The first questions may or may not elicit thoughtful feedback. But the second question will have your reviewers focused and ready to offer insights in a way that is productive.


4. provide guidelines

Most people are more than willing to take the time to offer feedback, but it’s helpful to offer them guidelines on how to give it.


When you ask for feedback, especially for bigger writing pieces, be sure to include:

  • Deadline

  • Scope

  • Format

Can they drop all their thoughts on the document? Do you need it back within a week or is the deadline flexible? Would you like to set up a meeting to go over feedback? These are questions you need to proactively answer when you send the initial feedback request.

5. be brief

Once you have all the information - the who, the what, the how. It’s time to actually ask for the feedback.


Whether it’s in an email, a direct message, or voice memo, you want to make sure your request is concise and to the point. Respect their time and be brief.


Check out this sample email:


Hi [name],


I was wondering if you could give me your thoughts on [PROJECT]. Specifically, I need someone to look at [CLEAR FEEDBACK REQUEST #1] and [CLEAR FEEDBACK REQUEST #2].

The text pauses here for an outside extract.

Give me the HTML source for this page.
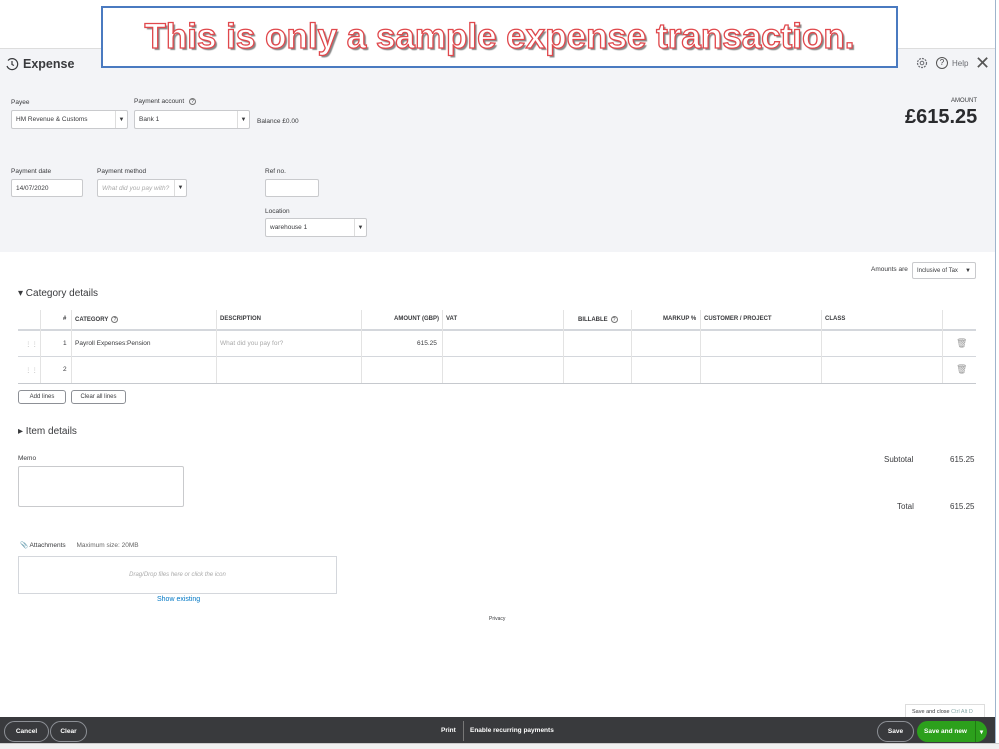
<!DOCTYPE html>
<html><head><meta charset="utf-8"><style>
*{margin:0;padding:0;box-sizing:border-box}
body{width:999px;height:749px;position:relative;overflow:hidden;background:#fff;font-family:"Liberation Sans",sans-serif;color:#393a3d}
.a{position:absolute}
.s{font-size:6.5px}
.inp{position:absolute;background:#fff;border:1px solid #c9cacd;border-radius:2px;font-size:6.5px;padding-left:4px;display:flex;align-items:center}
.dd{position:absolute;right:0;top:0;bottom:0;width:12px;border-left:1px solid #ddd;font-size:6px;display:flex;align-items:center;justify-content:center}
.th{position:absolute;top:316px;font-size:6px;font-weight:bold;color:#393a3d;white-space:nowrap}
.q{display:inline-block;width:7px;height:7px;border:1px solid #777;border-radius:50%;font-size:5px;text-align:center;line-height:6px;margin-left:3px;vertical-align:middle;font-weight:normal}
.vl{position:absolute;width:1px;background:#e3e3e3}
.btn{position:absolute;border:1px solid #8d9096;border-radius:3px;font-size:6px;display:flex;align-items:center;justify-content:center;background:#fff}
.fb{position:absolute;border:1px solid #8d9096;border-radius:12px;color:#fff;font-size:6.5px;font-weight:bold;display:flex;align-items:center;justify-content:center;height:21px;top:721px}
</style></head><body>
<div class="a" style="left:0;top:48px;width:995px;height:204px;background:#f3f4f7;border-top:1px solid #ddd"></div>
<div class="a" style="left:995px;top:0;width:1px;height:749px;background:#9fb4cc"></div>
<div class="a" style="left:101px;top:6px;width:797px;height:62px;background:#fff;border:2px solid #4a7ac0;display:flex;align-items:center;justify-content:center;font-size:35px;font-weight:bold;color:#fff;white-space:nowrap;-webkit-text-stroke:1.3px #e0484c;text-shadow:2px 2px 1px #888">This is only a sample expense transaction.</div>
<svg class="a" style="left:5px;top:57px" width="14" height="14" viewBox="0 0 14 14"><path d="M3 3.5A5.5 5.5 0 1 1 2 9" fill="none" stroke="#393a3d" stroke-width="1.2"/><path d="M7 4v3.5l2 1" fill="none" stroke="#393a3d" stroke-width="1.2"/></svg>
<div class="a" style="left:23px;top:57px;font-size:12.5px;font-weight:bold">Expense</div>
<svg class="a" style="left:916px;top:57px" width="12" height="12" viewBox="0 0 12 12"><circle cx="6" cy="6" r="4.5" fill="none" stroke="#6b6c72" stroke-width="1.2" stroke-dasharray="2 1"/><circle cx="6" cy="6" r="1.8" fill="none" stroke="#6b6c72"/></svg>
<div class="a" style="left:936px;top:57px;width:12px;height:12px;border:1px solid #555;border-radius:50%;font-size:8px;text-align:center;line-height:10px">?</div>
<div class="a" style="left:952px;top:59px;font-size:8px;color:#6b6c72">Help</div>
<div class="a" style="left:975px;top:53px;font-size:18px;color:#555">✕</div>
<div class="a s" style="left:11px;top:99px">Payee</div>
<div class="inp" style="left:11px;top:110px;width:117px;height:19px">HM Revenue &amp; Customs<div class="dd">▼</div></div>
<div class="a s" style="left:134px;top:98px">Payment account <span class="q">?</span></div>
<div class="inp" style="left:134px;top:110px;width:116px;height:19px">Bank 1<div class="dd">▼</div></div>
<div class="a s" style="left:257px;top:118px">Balance £0.00</div>
<div class="a" style="left:951px;top:98px;font-size:6px">AMOUNT</div>
<div class="a" style="left:905px;top:106px;font-size:20px;font-weight:bold;color:#2a2b2e">£615.25</div>
<div class="a s" style="left:11px;top:168px">Payment date</div>
<div class="inp" style="left:11px;top:179px;width:72px;height:18px">14/07/2020</div>
<div class="a s" style="left:97px;top:168px">Payment method</div>
<div class="inp" style="left:97px;top:179px;width:90px;height:18px;color:#aaa;font-style:italic">What did you pay with?<div class="dd" style="color:#393a3d;font-style:normal">▼</div></div>
<div class="a s" style="left:265px;top:168px">Ref no.</div>
<div class="inp" style="left:265px;top:179px;width:54px;height:18px"></div>
<div class="a s" style="left:265px;top:208px">Location</div>
<div class="inp" style="left:265px;top:218px;width:102px;height:19px">warehouse 1<div class="dd">▼</div></div>
<div class="a s" style="left:871px;top:266px">Amounts are</div>
<div class="inp" style="left:912px;top:262px;width:64px;height:17px;font-size:6px">Inclusive of Tax<span style="position:absolute;right:4px">▼</span></div>
<div class="a" style="left:18px;top:288px;font-size:10px">▾ Category details</div>
<div class="a" style="left:18px;top:329px;width:958px;height:2px;background:#d4d7dc"></div>
<div class="a" style="left:18px;top:356px;width:958px;height:1px;background:#d4d7dc"></div>
<div class="a" style="left:18px;top:383px;width:958px;height:1px;background:#c6c9ce"></div>
<div class="vl" style="left:40px;top:310px;height:73px"></div><div class="vl" style="left:71px;top:310px;height:73px"></div>
<div class="vl" style="left:216px;top:310px;height:73px"></div><div class="vl" style="left:361px;top:310px;height:73px"></div>
<div class="vl" style="left:442px;top:310px;height:73px"></div><div class="vl" style="left:563px;top:310px;height:73px"></div>
<div class="vl" style="left:631px;top:310px;height:73px"></div><div class="vl" style="left:700px;top:310px;height:73px"></div>
<div class="vl" style="left:821px;top:310px;height:73px"></div><div class="vl" style="left:942px;top:310px;height:73px"></div>
<div class="th" style="left:63px">#</div><div class="th" style="left:75px">CATEGORY<span class="q">?</span></div>
<div class="th" style="left:220px">DESCRIPTION</div><div class="th" style="left:394px">AMOUNT (GBP)</div>
<div class="th" style="left:446px">VAT</div><div class="th" style="left:578px">BILLABLE<span class="q">?</span></div>
<div class="th" style="left:663px">MARKUP %</div><div class="th" style="left:704px">CUSTOMER / PROJECT</div>
<div class="th" style="left:825px">CLASS</div>
<div class="a s" style="left:25px;top:340px;color:#bbb">⋮⋮</div><div class="a s" style="left:63px;top:340px">1</div>
<div class="a s" style="left:75px;top:340px">Payroll Expenses:Pension</div>
<div class="a s" style="left:220px;top:340px;color:#aaa">What did you pay for?</div>
<div class="a s" style="left:417px;top:340px">615.25</div>
<div class="a s" style="left:25px;top:366px;color:#bbb">⋮⋮</div><div class="a s" style="left:63px;top:366px">2</div>
<div class="a" style="left:956px;top:338px;font-size:9px;color:#999">🗑</div>
<div class="a" style="left:956px;top:364px;font-size:9px;color:#999">🗑</div>
<div class="btn" style="left:18px;top:390px;width:48px;height:14px">Add lines</div>
<div class="btn" style="left:71px;top:390px;width:55px;height:14px">Clear all lines</div>
<div class="a" style="left:18px;top:426px;font-size:10px">▸ Item details</div>
<div class="a s" style="left:18px;top:455px">Memo</div>
<div class="a" style="left:18px;top:466px;width:166px;height:41px;border:1px solid #c9cacd;border-radius:2px"></div>
<div class="a" style="left:884px;top:455px;font-size:8px">Subtotal</div><div class="a" style="left:950px;top:455px;font-size:8px">615.25</div>
<div class="a" style="left:897px;top:502px;font-size:8px">Total</div><div class="a" style="left:950px;top:502px;font-size:8px">615.25</div>
<div class="a s" style="left:20px;top:541px">📎 Attachments &nbsp;&nbsp;&nbsp;&nbsp; <span style="color:#666">Maximum size: 20MB</span></div>
<div class="a" style="left:18px;top:556px;width:319px;height:38px;border:1px solid #d4d7dc;font-size:6px;color:#aaa;font-style:italic;display:flex;align-items:center;justify-content:center">Drag/Drop files here or click the icon</div>
<div class="a" style="left:157px;top:596px;font-size:7px;color:#0077c5">Show existing</div>
<div class="a" style="left:489px;top:616px;font-size:5px">Privacy</div>
<div class="a" style="left:905px;top:704px;width:80px;height:15px;background:#fff;border:1px solid #ddd;font-size:5.5px;display:flex;align-items:center;padding-left:6px">Save and close&nbsp;<span style="color:#8aa">Ctrl Alt D</span></div>
<div class="a" style="left:0;top:717px;width:995px;height:26px;background:#393a3d"></div>
<div class="fb" style="left:4px;width:45px">Cancel</div>
<div class="fb" style="left:50px;width:37px">Clear</div>
<div class="a" style="left:441px;top:727px;font-size:6.5px;color:#fff;font-weight:bold">Print</div>
<div class="a" style="left:463px;top:721px;width:1px;height:20px;background:#777"></div>
<div class="a" style="left:470px;top:727px;font-size:6.5px;color:#fff;font-weight:bold">Enable recurring payments</div>
<div class="fb" style="left:877px;width:37px">Save</div>
<div class="a" style="left:917px;top:721px;width:70px;height:21px;border-radius:12px;background:#2ca01c;color:#fff;font-size:6.5px;font-weight:bold;display:flex;align-items:center;padding-left:7px">Save and new<span style="position:absolute;right:0;top:0;bottom:0;width:12px;border-left:1px solid #1f7a12;display:flex;align-items:center;justify-content:center">▾</span></div>
<div class="a" style="left:0;top:743px;width:999px;height:6px;background:#f0f0f0;border-top:1px solid #ccc"></div>
</body></html>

There’s some flexibility on my deadline, but if you could have your notes gathered by [DATE] I’d appreciate it. Feel free to [METHOD OF LEAVING FEEDBACK].


I appreciate you taking the time to do this and let me know if you have any questions!


[YOUR NAME]


6. receive with grace

So this has less to do with asking for feedback and more about what you do after you receive it.


Remember - feedback is and should be a GOOD thing. Writing can always be improved in some way, shape, or form. Having someone’s insight will shed light on areas that could be made stronger.


It’s important to receive feedback with an open mind; view this as an opportunity, not a personal attack.